Here on Starts at 60 we read many comments about Tony Abbott’s performance, but it does lead us to one important question – if Tony Abbott wasn’t our PM, who would be?

Opposition leader Bill Shorten has a decent but not great approval rating and it could boil down to the fact that we don’t know what his agenda is. It’s common knowledge that Australian politics often consist of a lot of mud slinging instead of real conversations about what each party can provide us.

Yesterday, a call was made by Immigration Minister Peter Dutton for Bill Shorten to inform Australians of Labor’s position on asylum seekers and boat people.

“Bill Shorten demonstrated his complete inexperience when it comes to border protection and national security issues over recent days”, said Mr Dutton, implying that he thinks Mr Shorten’s recent response to the Manus Island protests was irresponsible.

In the press release from Mr Dutton, he also said that Mr Shorten’s calls for information to be released at sensitive times when operations were underway to end the protests were dangerous.

Mr Dutton said, “Mr Shorten must give a direct answer to a simple question. Does he support stopping the boats or is he another Kevin Rudd who will throw open the floodgates at the border?”
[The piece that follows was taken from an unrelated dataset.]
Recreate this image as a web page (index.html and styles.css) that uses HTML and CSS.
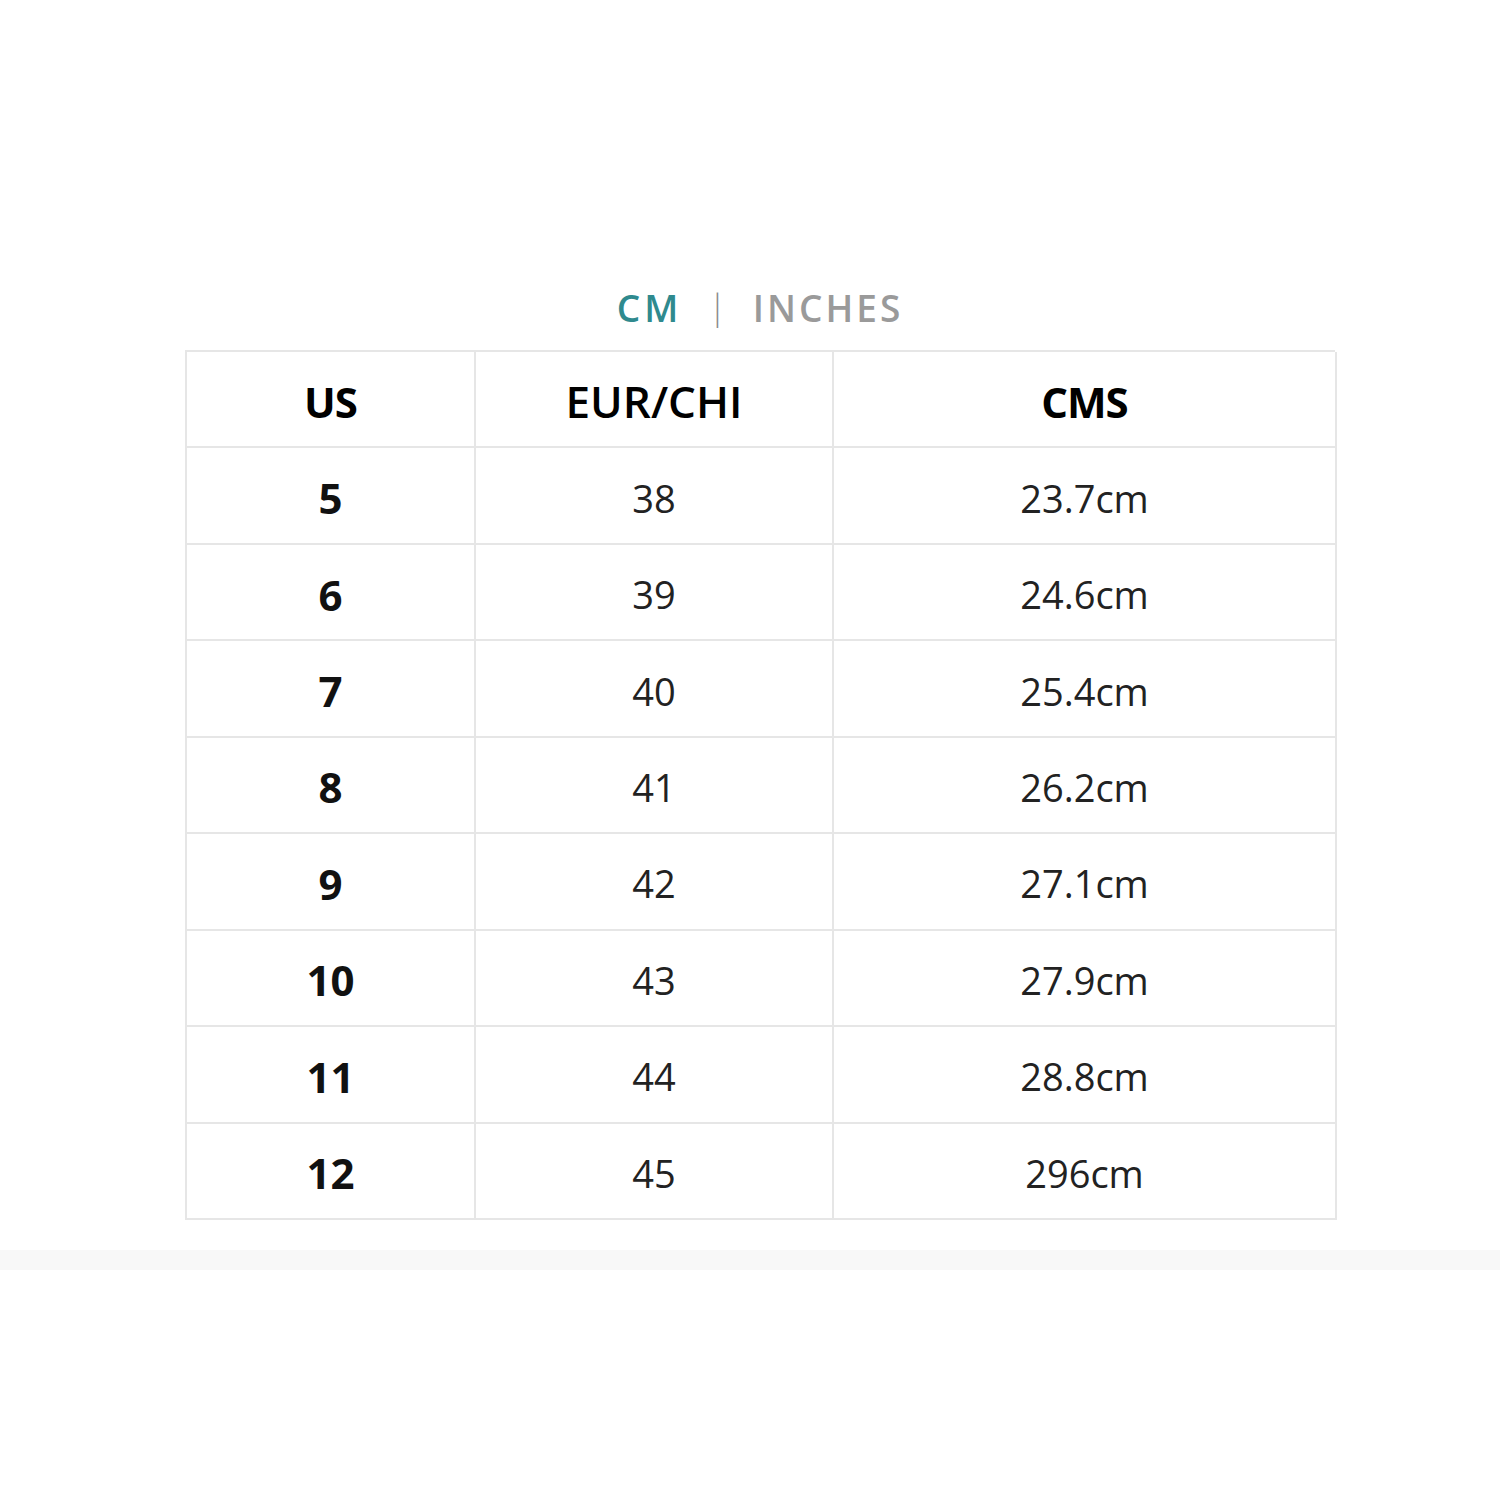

Tony Abbott was criticised but also praised by some for his hard line on asylum seekers who arrived by boat. One of his first jobs as PM was to turn back the boats and disallow anyone found from settling in Australia, instead being sent to detention in Manus Island in Papua New Guinea. Recent protests by detainees brought up the issue of border protection – so is it high time the Opposition Leader proposed a different plan?

Bill Shorten has remained tight-lipped on whether he supports the Liberal government’s tough measures or if he’d scrap it should he become PM in 2016.

It also comes down to what we Australians want in a PM and what our own views are. Do we show understanding to those who enter illegally via our waters and settle them here in Australia? Or do we either turn them around or process them for a life in Papua New Guinea? Do we take a humanitarian approach or is it more complicated than that?